The main event is almost here! You are in the home stretch, and soon you’ll be holding your beautiful newborn in your arms for the first time.
You’ve made it so far, but there’s still a lot to be done this trimester. You’ll have more frequent doctor’s trips and your growing belly will lead to new aches and pains. Be sure to baby yourself a bit more than usual — it’ll be your last chance to do so for a while.
- Pack your hospital bag in case you go into early delivery. Don’t forget some slippers or socks — you don’t want your bare feet on those germy floors.
- Put your birth plan in writing. Don’t count on your partner remembering everything if you’re unable to make decisions or vocalize what you want.
- Take care of your pre-registration if you’re going with a hospital or birthing center birth.
- Find a pediatrician for your baby. Ask for recommendations from your friends and make sure your insurance covers them.
- Get everything set up in your nursery. You’ll want to do as little as possible in the last two months.
- If you’re having multiples, get ready for an early delivery. The majority of twins arrive up to a month early.
- Consider removing your wedding ring if you wear one. Your fingers may be super swollen at times so it can be uncomfortable.
- Make sure to keep counting your baby’s movements. You’ll want to feel a minimum of 10 movements every two hours or so.
- Have fun at your baby shower and remember to get some help carrying all those gifts to your car at the end of the party.
- Up your fiber intake to try to ward off hemorrhoids and the constipation that iron in your prenatal vitamins can cause.
- Brush up on how to tell if you’re in premature labor. Signs can include contractions, lower backache, pressure in your pelvic area, a feeling of menstrual cramps, and diarrhea.
- Begin making a list of workplace duties someone will have to do for you while you’re on maternity leave.

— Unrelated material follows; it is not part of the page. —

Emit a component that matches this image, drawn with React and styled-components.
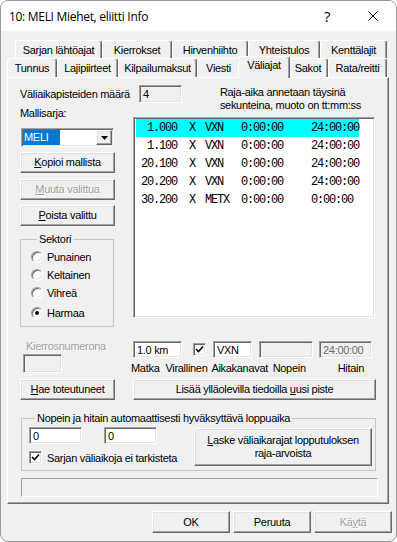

- Figure out who will stay with your children or take care of your animals or plants while you’re in the hospital.
- Install your baby’s car seat in case you deliver early.
- Wash all your baby’s sheets, blankets, and clothes. That will make them less likely to irritate their skin.
- Make sure any Family and Medical Leave Act or short-term disability forms you need for work are completed and turned in.
- Buy any last minute baby items you didn’t receive from your shower or you don’t already have.
- Put your swollen legs up and enjoy some time watching television or reading a book.
- Enjoy as many quiet dinners with your partner as you can.
- Take a day to do fun things you might not get a chance to do for a while, such as getting a haircut, lunch with friends, or taking in a movie.
- Make your thank-you notes for your baby shower gifts.
- Get some freezer meals prepared and stock up on non-perishable snacks.
- Let your loved ones know if you want private time at the hospital before they visit.
- Choose your baby’s name from the list you and your partner compiled.
- Time your contractions and head to the hospital when your doctor says it’s time.